Kemalizm ve militarizm ilişkisi üzerine çalışan isimlerden Ayşe Gül Altınay, Türkiye’de militarizmin Osmanlı’da değil, ağırlıklı olarak Cumhuriyet sonrasında “asker millet,” “Her Türk asker doğar” kabilinden söylemlerle arttığını öne sürüyor. Ve militarizm, erkek demek. Benim diyen erkeğin de üstlenemeyeceği bir erkek tanımı yaparken, yokluğu üzerinden bir de kadın tanımı yapıyor. Siz, Kemalizmin toplumsal cinsiyet rollerini de etkilediğini düşünüyor musunuz?
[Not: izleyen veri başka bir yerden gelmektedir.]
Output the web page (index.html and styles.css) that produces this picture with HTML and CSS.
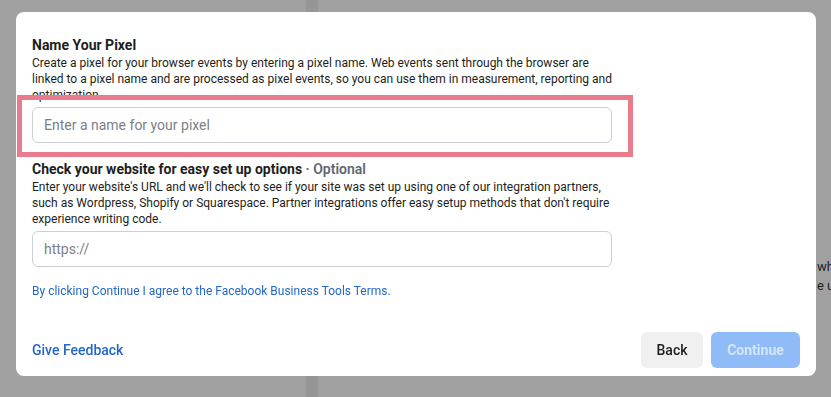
FILE: index.html
```html
<!DOCTYPE html>
<html>
<head>
<meta charset="utf-8">
<link rel="stylesheet" href="styles.css">
</head>
<body>
<div class="backdrop">
  <div class="left-area"></div>
  <div class="strip"></div>
  <div class="main-area">
    <p class="behind">wh<br>e u</p>
  </div>
</div>

<div class="modal">
  <div class="modal-body">
    <h2 class="heading">Name Your Pixel</h2>
    <p class="desc">Create a pixel for your browser events by entering a pixel name. Web events sent through the browser are linked to a pixel name and are processed as pixel events, so you can use them in measurement, reporting and optimization.</p>
    <div class="field"><input class="input" type="text" placeholder="Enter a name for your pixel"></div>

    <h2 class="heading heading-2">Check your website for easy set up options <span class="optional">· Optional</span></h2>
    <p class="desc">Enter your website's URL and we'll check to see if your site was set up using one of our integration partners, such as Wordpress, Shopify or Squarespace. Partner integrations offer easy setup methods that don't require experience writing code.</p>
    <div class="field"><input class="input" type="text" placeholder="https://"></div>

    <p class="terms">By clicking Continue I agree to the Facebook Business Tools Terms.</p>
  </div>
  <div class="modal-footer">
    <a class="feedback">Give Feedback</a>
    <div class="actions">
      <button class="btn btn-back">Back</button>
      <button class="btn btn-continue">Continue</button>
    </div>
  </div>
  <div class="highlight"></div>
</div>
</body>
</html>
```

FILE: styles.css
```css
* { box-sizing: border-box; }
html, body {
  margin: 0;
  padding: 0;
  height: 100%;
  overflow: hidden;
}
body {
  background: #a0a0a0;
  font-family: Roboto, "Liberation Sans", Arial, sans-serif;
  color: #1c1e21;
}
.backdrop {
  display: flex;
  height: 397px;
}
.left-area {
  width: 306px;
  flex: none;
}
.strip {
  width: 12px;
  flex: none;
  background: #969696;
}
.main-area {
  flex: 1;
  padding-left: 499px;
  padding-top: 257px;
  overflow: hidden;
  white-space: nowrap;
}
.behind {
  margin: 0;
  font-size: 13px;
  line-height: 19px;
  color: #1e1e1e;
}

.modal {
  position: fixed;
  top: 12px;
  left: 16px;
  width: 800px;
  height: 364px;
  background: #fff;
  border-radius: 8px;
  display: flex;
  flex-direction: column;
}
.modal-body {
  padding: 23px 16px 0 16px;
  width: 612px;
}
.heading {
  margin: 0;
  font-size: 14px;
  line-height: 20px;
  font-weight: 700;
  color: #1c1e21;
}
.heading-2 {
  margin-top: 16px;
}
.optional {
  color: #606770;
  font-weight: 600;
}
.desc {
  margin: 0;
  font-size: 12px;
  line-height: 16px;
  color: #1c1e21;
}
.field {
  margin-top: 4px;
}
.input {
  display: block;
  width: 580px;
  height: 36px;
  border: 1px solid #ccd0d5;
  border-radius: 6px;
  padding: 0 11px;
  font-family: inherit;
  font-size: 14px;
  color: #1c1e21;
  background: #fff;
  outline: none;
}
.input::placeholder {
  color: #7b7f85;
}
.terms {
  margin: 16px 0 0 0;
  font-size: 12px;
  line-height: 16px;
  color: #2368c8;
}
.modal-footer {
  margin-top: auto;
  display: flex;
  align-items: center;
  justify-content: space-between;
  padding: 0 16px 8px 16px;
}
.feedback {
  font-size: 14px;
  line-height: 20px;
  color: #2368c8;
  font-weight: 500;
}
.actions {
  display: flex;
  gap: 8px;
}
.btn {
  height: 36px;
  border: none;
  border-radius: 6px;
  font-family: inherit;
  font-size: 14px;
  padding: 0;
}
.btn-back {
  width: 62px;
  background: #f0f0f0;
  color: #1c1e21;
  font-weight: 500;
}
.btn-continue {
  width: 89px;
  background: #8fbbf6;
  color: #d4e5fc;
  font-weight: 700;
}
.highlight {
  position: absolute;
  left: 1px;
  top: 83px;
  width: 616px;
  height: 62px;
  border: 5px solid #e97b8d;
  pointer-events: none;
}
```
Elbette. Asker devletler silsilesinden bahsettin, 1920’lerin, 30’ların okul kitapları hep bununla övünür. Aynen böyle anlatılıyor: Türkler savaşçı millettir, bütün tarihimiz savaşarak geçmiştir. Ve bunu övünerek anlatıyor. Bu Kemalizm tabii ki, Osmanlı’da bu yok. Ne yalan söyleyeyim, niye bu kadar asker millet olduğunu vurgulama ihtiyacı hissedilmiş, çok düşünmedim bunun üzerine. Böyle bir olgu olduğu çok kesin, ama şimdi bir şey söylersem çok düşünmeden söylemiş olurum. Türk milletinin askeri özellikleri ve üstünlükleri, evet, Cumhuriyet tarihi boyunca sıklıkla vurgulanmış. Nerede görülmüş Milli Güvenlik Dersi diye bir şey? Üstelik asker üniformasıyla biri gelip veriyor dersi. Kadın konusuna gelince, üzerinde uzun boylu düşündüğüm bir konu değil Kemalizm ve kadın, ama şu geldi aklıma: Erken dönemde, 20’lerde, 30’larda bir Kemalist kadın modeli var. Bu kadın erkeğe benziyor, adeta üniforma gibi bir kıyafet giyiyor. Döpiyesleriyle, saç modelleriyle Ankara’da bürokratlar, bürokratların eşleri, Anadolu’ya yayılan öğretmenler, çok erkeksiler ve tümüyle aseksüeller. Davranışlarıyla, konuşmalarıyla tamamen aseksüel, robotik bir Kemalist kadın var. Bu çok uzun sürmemiş, çünkü insanları da bu kadar da robotik kılmak mümkün değil.